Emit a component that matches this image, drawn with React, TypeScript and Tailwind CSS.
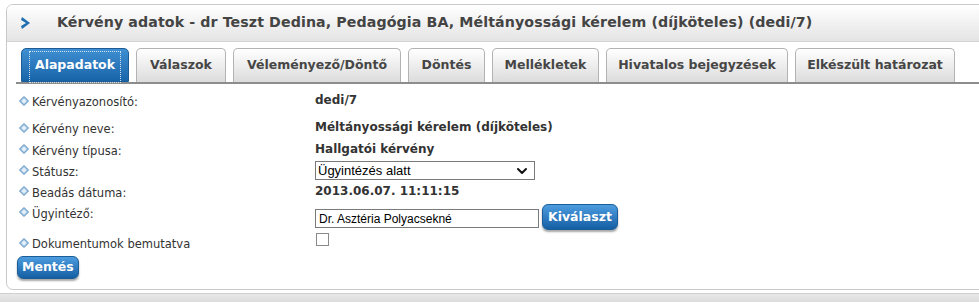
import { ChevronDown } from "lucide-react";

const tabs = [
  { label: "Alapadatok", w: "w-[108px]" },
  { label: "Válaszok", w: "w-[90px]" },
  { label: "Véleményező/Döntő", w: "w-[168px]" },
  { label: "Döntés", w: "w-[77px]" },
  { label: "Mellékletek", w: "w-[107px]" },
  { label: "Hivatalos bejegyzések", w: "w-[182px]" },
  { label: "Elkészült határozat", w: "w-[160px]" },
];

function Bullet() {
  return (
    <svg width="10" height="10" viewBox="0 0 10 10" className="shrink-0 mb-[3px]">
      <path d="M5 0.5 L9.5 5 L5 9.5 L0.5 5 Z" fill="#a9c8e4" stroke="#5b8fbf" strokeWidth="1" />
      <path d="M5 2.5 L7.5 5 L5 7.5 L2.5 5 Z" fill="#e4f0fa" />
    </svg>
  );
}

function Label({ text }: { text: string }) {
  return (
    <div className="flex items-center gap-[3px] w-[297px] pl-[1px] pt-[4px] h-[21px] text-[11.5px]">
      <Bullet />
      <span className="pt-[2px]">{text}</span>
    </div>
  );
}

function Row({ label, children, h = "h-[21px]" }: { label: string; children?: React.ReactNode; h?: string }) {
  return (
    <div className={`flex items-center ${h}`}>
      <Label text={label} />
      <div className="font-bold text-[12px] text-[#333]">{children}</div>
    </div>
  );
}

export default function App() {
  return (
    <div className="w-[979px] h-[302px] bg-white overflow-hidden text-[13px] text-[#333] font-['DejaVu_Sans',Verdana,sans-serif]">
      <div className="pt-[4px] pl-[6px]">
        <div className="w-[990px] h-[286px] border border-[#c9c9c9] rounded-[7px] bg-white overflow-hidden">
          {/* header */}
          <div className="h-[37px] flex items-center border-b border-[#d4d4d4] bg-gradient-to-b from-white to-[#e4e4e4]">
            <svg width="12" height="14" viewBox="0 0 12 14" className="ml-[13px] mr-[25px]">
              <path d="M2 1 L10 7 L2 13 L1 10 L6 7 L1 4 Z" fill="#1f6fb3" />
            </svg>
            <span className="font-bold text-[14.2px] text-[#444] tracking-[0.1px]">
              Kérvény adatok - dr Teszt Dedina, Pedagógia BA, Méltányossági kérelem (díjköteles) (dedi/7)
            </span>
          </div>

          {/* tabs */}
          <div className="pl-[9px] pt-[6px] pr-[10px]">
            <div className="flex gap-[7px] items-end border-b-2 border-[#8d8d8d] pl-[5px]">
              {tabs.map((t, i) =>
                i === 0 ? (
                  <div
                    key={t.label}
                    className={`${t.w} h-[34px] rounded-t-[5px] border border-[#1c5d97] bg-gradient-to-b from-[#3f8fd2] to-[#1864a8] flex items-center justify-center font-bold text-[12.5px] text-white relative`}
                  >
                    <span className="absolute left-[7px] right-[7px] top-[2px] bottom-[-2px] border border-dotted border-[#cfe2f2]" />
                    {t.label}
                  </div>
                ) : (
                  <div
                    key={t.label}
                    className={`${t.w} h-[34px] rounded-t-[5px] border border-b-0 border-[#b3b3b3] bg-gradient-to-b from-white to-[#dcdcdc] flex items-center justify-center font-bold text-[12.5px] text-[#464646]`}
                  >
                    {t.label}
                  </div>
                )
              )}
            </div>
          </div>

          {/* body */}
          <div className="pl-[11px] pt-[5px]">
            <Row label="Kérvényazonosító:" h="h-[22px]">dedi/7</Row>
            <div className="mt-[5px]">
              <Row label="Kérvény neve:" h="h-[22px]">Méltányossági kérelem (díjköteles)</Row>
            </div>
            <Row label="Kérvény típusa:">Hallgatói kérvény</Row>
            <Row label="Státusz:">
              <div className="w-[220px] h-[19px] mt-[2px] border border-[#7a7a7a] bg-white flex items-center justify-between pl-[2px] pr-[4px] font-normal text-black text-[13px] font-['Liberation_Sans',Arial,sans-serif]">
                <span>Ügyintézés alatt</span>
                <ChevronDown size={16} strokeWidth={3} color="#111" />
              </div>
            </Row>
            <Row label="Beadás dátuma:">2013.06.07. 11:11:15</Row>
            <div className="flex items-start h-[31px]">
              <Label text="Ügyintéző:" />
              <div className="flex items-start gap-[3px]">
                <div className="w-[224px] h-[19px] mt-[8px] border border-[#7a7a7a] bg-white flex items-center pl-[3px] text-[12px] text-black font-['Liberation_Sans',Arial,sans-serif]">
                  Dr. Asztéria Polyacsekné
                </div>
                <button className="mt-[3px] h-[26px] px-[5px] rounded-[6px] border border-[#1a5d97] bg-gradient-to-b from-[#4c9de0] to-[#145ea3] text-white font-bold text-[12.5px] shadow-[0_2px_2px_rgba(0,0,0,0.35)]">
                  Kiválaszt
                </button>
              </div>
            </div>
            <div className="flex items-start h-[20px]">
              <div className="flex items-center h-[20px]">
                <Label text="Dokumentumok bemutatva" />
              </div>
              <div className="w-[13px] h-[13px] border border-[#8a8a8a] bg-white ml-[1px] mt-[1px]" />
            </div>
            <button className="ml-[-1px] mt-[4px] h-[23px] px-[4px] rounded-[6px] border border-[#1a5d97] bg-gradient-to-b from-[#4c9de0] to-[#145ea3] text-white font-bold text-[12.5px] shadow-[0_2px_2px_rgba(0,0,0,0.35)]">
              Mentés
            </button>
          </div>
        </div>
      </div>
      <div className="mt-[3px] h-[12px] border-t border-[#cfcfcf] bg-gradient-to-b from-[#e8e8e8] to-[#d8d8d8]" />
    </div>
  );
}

━━━━

Copy the data exactly. Any picture it contains is to be omitted.

Result for this exercise:
Emit a component that matches this image, drawn with React, TypeScript and Tailwind CSS.
import { ChevronDown } from "lucide-react";

const tabs = [
  { label: "Alapadatok", w: "w-[108px]" },
  { label: "Válaszok", w: "w-[90px]" },
  { label: "Véleményező/Döntő", w: "w-[168px]" },
  { label: "Döntés", w: "w-[77px]" },
  { label: "Mellékletek", w: "w-[107px]" },
  { label: "Hivatalos bejegyzések", w: "w-[182px]" },
  { label: "Elkészült határozat", w: "w-[160px]" },
];

function Bullet() {
  return (
    <svg width="10" height="10" viewBox="0 0 10 10" className="shrink-0 mb-[3px]">
      <path d="M5 0.5 L9.5 5 L5 9.5 L0.5 5 Z" fill="#a9c8e4" stroke="#5b8fbf" strokeWidth="1" />
      <path d="M5 2.5 L7.5 5 L5 7.5 L2.5 5 Z" fill="#e4f0fa" />
    </svg>
  );
}

function Label({ text }: { text: string }) {
  return (
    <div className="flex items-center gap-[3px] w-[297px] pl-[1px] pt-[4px] h-[21px] text-[11.5px]">
      <Bullet />
      <span className="pt-[2px]">{text}</span>
    </div>
  );
}

function Row({ label, children, h = "h-[21px]" }: { label: string; children?: React.ReactNode; h?: string }) {
  return (
    <div className={`flex items-center ${h}`}>
      <Label text={label} />
      <div className="font-bold text-[12px] text-[#333]">{children}</div>
    </div>
  );
}

export default function App() {
  return (
    <div className="w-[979px] h-[302px] bg-white overflow-hidden text-[13px] text-[#333] font-['DejaVu_Sans',Verdana,sans-serif]">
      <div className="pt-[4px] pl-[6px]">
        <div className="w-[990px] h-[286px] border border-[#c9c9c9] rounded-[7px] bg-white overflow-hidden">
          {/* header */}
          <div className="h-[37px] flex items-center border-b border-[#d4d4d4] bg-gradient-to-b from-white to-[#e4e4e4]">
            <svg width="12" height="14" viewBox="0 0 12 14" className="ml-[13px] mr-[25px]">
              <path d="M2 1 L10 7 L2 13 L1 10 L6 7 L1 4 Z" fill="#1f6fb3" />
            </svg>
            <span className="font-bold text-[14.2px] text-[#444] tracking-[0.1px]">
              Kérvény adatok - dr Teszt Dedina, Pedagógia BA, Méltányossági kérelem (díjköteles) (dedi/7)
            </span>
          </div>

          {/* tabs */}
          <div className="pl-[9px] pt-[6px] pr-[10px]">
            <div className="flex gap-[7px] items-end border-b-2 border-[#8d8d8d] pl-[5px]">
              {tabs.map((t, i) =>
                i === 0 ? (
                  <div
                    key={t.label}
                    className={`${t.w} h-[34px] rounded-t-[5px] border border-[#1c5d97] bg-gradient-to-b from-[#3f8fd2] to-[#1864a8] flex items-center justify-center font-bold text-[12.5px] text-white relative`}
                  >
                    <span className="absolute left-[7px] right-[7px] top-[2px] bottom-[-2px] border border-dotted border-[#cfe2f2]" />
                    {t.label}
                  </div>
                ) : (
                  <div
                    key={t.label}
                    className={`${t.w} h-[34px] rounded-t-[5px] border border-b-0 border-[#b3b3b3] bg-gradient-to-b from-white to-[#dcdcdc] flex items-center justify-center font-bold text-[12.5px] text-[#464646]`}
                  >
                    {t.label}
                  </div>
                )
              )}
            </div>
          </div>

          {/* body */}
          <div className="pl-[11px] pt-[5px]">
            <Row label="Kérvényazonosító:" h="h-[22px]">dedi/7</Row>
            <div className="mt-[5px]">
              <Row label="Kérvény neve:" h="h-[22px]">Méltányossági kérelem (díjköteles)</Row>
            </div>
            <Row label="Kérvény típusa:">Hallgatói kérvény</Row>
            <Row label="Státusz:">
              <div className="w-[220px] h-[19px] mt-[2px] border border-[#7a7a7a] bg-white flex items-center justify-between pl-[2px] pr-[4px] font-normal text-black text-[13px] font-['Liberation_Sans',Arial,sans-serif]">
                <span>Ügyintézés alatt</span>
                <ChevronDown size={16} strokeWidth={3} color="#111" />
              </div>
            </Row>
            <Row label="Beadás dátuma:">2013.06.07. 11:11:15</Row>
            <div className="flex items-start h-[31px]">
              <Label text="Ügyintéző:" />
              <div className="flex items-start gap-[3px]">
                <div className="w-[224px] h-[19px] mt-[8px] border border-[#7a7a7a] bg-white flex items-center pl-[3px] text-[12px] text-black font-['Liberation_Sans',Arial,sans-serif]">
                  Dr. Asztéria Polyacsekné
                </div>
                <button className="mt-[3px] h-[26px] px-[5px] rounded-[6px] border border-[#1a5d97] bg-gradient-to-b from-[#4c9de0] to-[#145ea3] text-white font-bold text-[12.5px] shadow-[0_2px_2px_rgba(0,0,0,0.35)]">
                  Kiválaszt
                </button>
              </div>
            </div>
            <div className="flex items-start h-[20px]">
              <div className="flex items-center h-[20px]">
                <Label text="Dokumentumok bemutatva" />
              </div>
              <div className="w-[13px] h-[13px] border border-[#8a8a8a] bg-white ml-[1px] mt-[1px]" />
            </div>
            <button className="ml-[-1px] mt-[4px] h-[23px] px-[4px] rounded-[6px] border border-[#1a5d97] bg-gradient-to-b from-[#4c9de0] to-[#145ea3] text-white font-bold text-[12.5px] shadow-[0_2px_2px_rgba(0,0,0,0.35)]">
              Mentés
            </button>
          </div>
        </div>
      </div>
      <div className="mt-[3px] h-[12px] border-t border-[#cfcfcf] bg-gradient-to-b from-[#e8e8e8] to-[#d8d8d8]" />
    </div>
  );
}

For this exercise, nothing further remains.